Je vais donc entamer la phase 2, dans le plan d’ensemble qui domine ces préoccupations techniques, soit la promotion du projet. Je me laisse la porte ouverte, j’ai beaucoup à offrir et beaucoup à faire, je souhaite trouver des interlocuteurs qui pourront voir le potentiel de cet univers auquel je crois. Et pour cause, j’y vis depuis des années, j’ai déjà des pans entiers de l’intrigue qui vivent en moi et qui souhaitent aussi prendre corps. Il faut dire que la base, l’origine de ce projet, c’est la génération d’après. Je m’amuse parfois à me dire que je suis parti finalement dans un processus inverse, dans une évolution à rebours. Ce sont bien les fils que j’ai imaginé en amont, et choisissant de parler de leurs pères, c’est d’imaginer quelle éducation, quel contexte a pu les rendre ainsi. Peu à peu, les caractères des patriarches prenaient naissance, et veillant surtout à ne pas accoucher de bons papas qui n’existent jamais (je suis bien placé pour le savoir, mes enfants me le répètent assez tous les jours), c’était passionnant de mettre en place ces personnalités imparfaites, ces hommes fragiles ou faillibles, ces pères errants ou névrosés. Actuellement, il y a cette thématique du patriarcat, vu comme toxique, mais je pense que la parentalité en elle-même est une question philosophique et existentielle qui dépasse (ou ne s’impose jamais) à ceux qui désirent des enfants. En cela, en cette impossibilité d’envisager la parentalité comme un acte terrible (et terrifiant) de responsabilité (mettre au monde des individus qu’on va devoir préparer à « vivre »), il y a pour moi une thématique passionnante qui m’a toujours inspiré. Je déteste ces clichés qu’on nous vend en permanence de parents glorieux qui filent le flambeau à des enfants reconnaissants et accomplis. Adorant celui qui à présent est Teukros après avoir été durant des années mon Ajax, je me suis amusé à créer Télamon en conséquence… En créant mon Heraklès, je devais aussi donner vie à des figures floues, fantomatiques, des silhouettes presque, que sont Alkmène et Amphitryon… et je suis très satisfait de ce que j’ai créé dans le premier volume, HERAKLISKOS.

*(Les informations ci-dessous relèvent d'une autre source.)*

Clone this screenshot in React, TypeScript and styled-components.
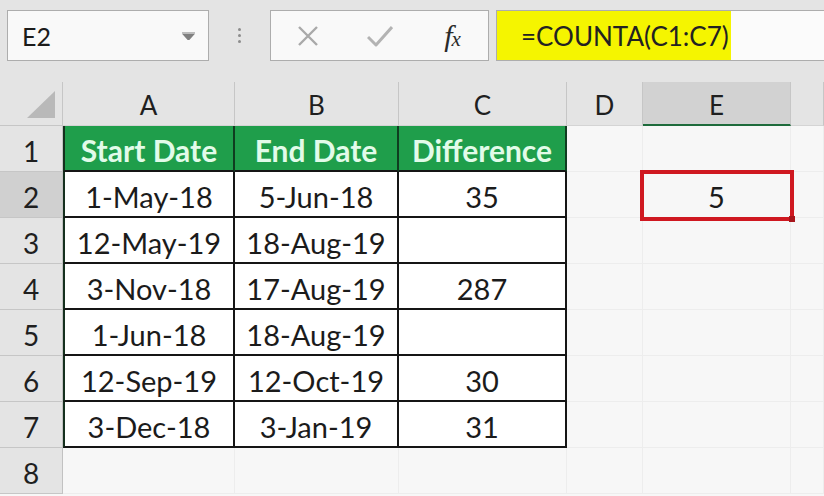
import React from "react";
import styled, { createGlobalStyle, css } from "styled-components";

const GlobalStyle = createGlobalStyle`
  html, body {
    margin: 0;
    padding: 0;
    background: #f7f7f7;
    overflow: hidden;
  }
  body {
    font-family: Lato, "Open Sans", sans-serif;
    color: #1b1b1b;
  }
`;

const Page = styled.div`
  width: 824px;
  height: 496px;
  overflow: hidden;
  background: #f7f7f7;
`;

const Toolbar = styled.div`
  display: flex;
  align-items: flex-start;
  height: 82px;
  box-sizing: border-box;
  padding: 10px 0 0 7px;
  background: #e4e4e4;
`;

const NameBox = styled.div`
  display: flex;
  align-items: center;
  justify-content: space-between;
  width: 202px;
  height: 51px;
  box-sizing: border-box;
  padding: 0 13px 0 14px;
  background: #f9f9f9;
  border: 1px solid #adadad;
  font-size: 25px;
`;

const Dots = styled.div`
  display: flex;
  flex-direction: column;
  align-items: center;
  justify-content: center;
  gap: 3px;
  width: 61px;
  height: 51px;

  span {
    width: 3px;
    height: 3px;
    border-radius: 50%;
    background: #8c8c8c;
  }
`;

const FuncBox = styled.div`
  display: flex;
  width: 219px;
  height: 51px;
  box-sizing: border-box;
  padding-left: 1px;
  background: #f9f9f9;
  border: 1px solid #adadad;
`;

const FuncSlot = styled.div`
  display: flex;
  align-items: center;
  justify-content: center;
  width: 72px;
`;

const Fx = styled.span`
  font-family: "Liberation Serif", "DejaVu Serif", serif;
  font-style: italic;
  font-size: 30px;
  line-height: 1;
  color: #2a2a2a;
  letter-spacing: -1px;

  small {
    font-size: 21px;
  }
`;

const FormulaInput = styled.div`
  display: flex;
  flex: 1;
  height: 51px;
  margin-left: 7px;
  box-sizing: border-box;
  background: #fbfbfb;
  border: 1px solid #adadad;
  border-right: none;
`;

const Highlight = styled.div`
  display: flex;
  align-items: center;
  width: 234px;
  box-sizing: border-box;
  padding-left: 24px;
  background: #f5f500;
  font-size: 26px;
  color: #222;
`;

const Sheet = styled.div`
  display: grid;
  grid-template-columns: 63px 172px 164px 168px 76px 148px 1fr;
  grid-template-rows: 44px repeat(8, 46px);
`;

const Corner = styled.div`
  position: relative;
  background: #e4e4e4;
  border-right: 1px solid #c6c6c6;
  border-bottom: 1px solid #c6c6c6;
  display: flex;
  align-items: flex-end;
  justify-content: flex-end;
  padding: 0 7px 7px 0;
`;

const ColHead = styled.div<{ $selected?: boolean }>`
  display: flex;
  align-items: center;
  justify-content: center;
  padding-top: 3px;
  box-sizing: border-box;
  background: #e4e4e4;
  border-right: 1px solid #c6c6c6;
  border-bottom: 1px solid #d4d4d4;
  font-size: 26px;
  color: #1f1f1f;

  ${(p) =>
    p.$selected &&
    css`
      background: #d2d2d2;
      border-bottom: 2px solid #1e6b3c;
    `}
`;

const RowHead = styled.div<{ $selected?: boolean }>`
  display: flex;
  align-items: center;
  justify-content: center;
  padding-top: 4px;
  box-sizing: border-box;
  background: ${(p) => (p.$selected ? "#d0d0d0" : "#e4e4e4")};
  border-right: 1px solid #c2c2c2;
  border-bottom: 1px solid #c6c6c6;
  font-size: 28px;
  color: #1f1f1f;
`;

const Cell = styled.div<{
  $kind: "title" | "data" | "empty";
  $first?: boolean;
  $raised?: boolean;
}>`
  position: relative;
  z-index: ${(p) => (p.$raised ? 2 : 0)};
  display: flex;
  align-items: center;
  justify-content: center;
  padding-top: 4px;
  box-sizing: border-box;
  font-size: 29px;
  white-space: nowrap;

  ${(p) =>
    p.$kind === "empty" &&
    css`
      background: #f7f7f7;
      border-right: 1px solid #ededed;
      border-bottom: 1px solid #ededed;
    `}

  ${(p) =>
    p.$kind === "data" &&
    css`
      background: #ffffff;
      border-right: 2px solid #151515;
      border-bottom: 2px solid #151515;
    `}

  ${(p) =>
    p.$kind === "title" &&
    css`
      background: #1f9e4b;
      color: #e2fbe9;
      font-size: 30px;
      font-weight: 700;
      border-right: 2px solid #0f3d20;
      border-bottom: 2px solid #151515;
    `}

  ${(p) =>
    p.$first &&
    css`
      border-left: 2px solid #15301e;
    `}
`;

const SelectionBox = styled.div`
  position: absolute;
  top: -2px;
  left: -3px;
  right: -4px;
  bottom: -4px;
  border: 4px solid #cf1820;
  pointer-events: none;

  &::after {
    content: "";
    position: absolute;
    right: -5px;
    bottom: -5px;
    width: 6px;
    height: 6px;
    background: #a8161c;
  }
`;

const CellText = styled.span`
  position: relative;
`;

const cols = ["A", "B", "C", "D", "E", "F"];

const rows: string[][] = [
  ["Start Date", "End Date", "Difference"],
  ["1-May-18", "5-Jun-18", "35"],
  ["12-May-19", "18-Aug-19", ""],
  ["3-Nov-18", "17-Aug-19", "287"],
  ["1-Jun-18", "18-Aug-19", ""],
  ["12-Sep-19", "12-Oct-19", "30"],
  ["3-Dec-18", "3-Jan-19", "31"],
];

const CrossIcon = () => (
  <svg width="22" height="20" viewBox="0 0 22 20">
    <path d="M2 1 L20 19 M20 1 L2 19" stroke="#a9a9a9" strokeWidth="2.4" fill="none" />
  </svg>
);

const CheckIcon = () => (
  <svg width="26" height="22" viewBox="0 0 26 22">
    <path d="M1 12 L9 20 L25 2" stroke="#b3b3b3" strokeWidth="3" fill="none" strokeLinejoin="round" />
  </svg>
);

const DropArrow = () => (
  <svg width="13" height="8" viewBox="0 0 13 8">
    <path d="M0 0 H13 M1 2 H12 L6.5 8 Z" stroke="#808080" strokeWidth="1.2" fill="#808080" />
  </svg>
);

const CornerTriangle = () => (
  <svg width="28" height="27" viewBox="0 0 28 27">
    <polygon points="28,0 28,27 0,27" fill="#b9b9b9" />
  </svg>
);

export default function App() {
  return (
    <Page>
      <GlobalStyle />
      <Toolbar>
        <NameBox>
          <span>E2</span>
          <DropArrow />
        </NameBox>
        <Dots>
          <span />
          <span />
          <span />
        </Dots>
        <FuncBox>
          <FuncSlot>
            <CrossIcon />
          </FuncSlot>
          <FuncSlot>
            <CheckIcon />
          </FuncSlot>
          <FuncSlot>
            <Fx>
              f<small>x</small>
            </Fx>
          </FuncSlot>
        </FuncBox>
        <FormulaInput>
          <Highlight>=COUNTA(C1:C7)</Highlight>
        </FormulaInput>
      </Toolbar>

      <Sheet>
        <Corner>
          <CornerTriangle />
        </Corner>
        {cols.map((c) => (
          <ColHead key={c} $selected={c === "E"}>
            {c === "F" ? "" : c}
          </ColHead>
        ))}

        {Array.from({ length: 8 }, (_, r) => {
          const data = rows[r];
          return (
            <React.Fragment key={r}>
              <RowHead $selected={r === 1}>{r + 1}</RowHead>
              {cols.map((c, ci) => {
                const inTable = data !== undefined && ci < 3;
                const kind = inTable ? (r === 0 ? "title" : "data") : "empty";
                const isE2 = r === 1 && c === "E";
                return (
                  <Cell
                    key={c}
                    $kind={kind}
                    $first={inTable && ci === 0}
                    $raised={isE2}
                  >
                    {inTable && <CellText>{data[ci]}</CellText>}
                    {isE2 && (
                      <>
                        <CellText>5</CellText>
                        <SelectionBox />
                      </>
                    )}
                  </Cell>
                );
              })}
            </React.Fragment>
          );
        })}
      </Sheet>
    </Page>
  );
}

La création comme la culture sont et resteront toujours mes éternelles passions, et je vois que ce matin encore mes doigts s’agitent et s’articulent frénétiquement pour rendre un peu de cette fièvre qui m’a toujours agité. Pourtant dans ma famille, il n’y a pas cette énergie là et cela restera toujours pour moi un mystère. Chez mes propres enfants, que j’ai abondé en connaissances et culture, il n’y aucune pulsion créative, aucun goût pour la cérébralité et les choses de l’intellect. Je pense que j’ai voulu conférer un peu de ça à mon Heraklès, un sentiment de solitude pourtant contrebalancé par l’idée, par l’obsession, d’avoir à agir, à bouger, pour ne pas mourir, pour ne pas se laisser absorber par le néant de l’absurde. Quoi qu’il en soit, et ce sera ma conclusion, quel bonheur de donner libre court à son imagination en tentant de créer un pont entre soi et cet autre qui pourrait s’y intéresser.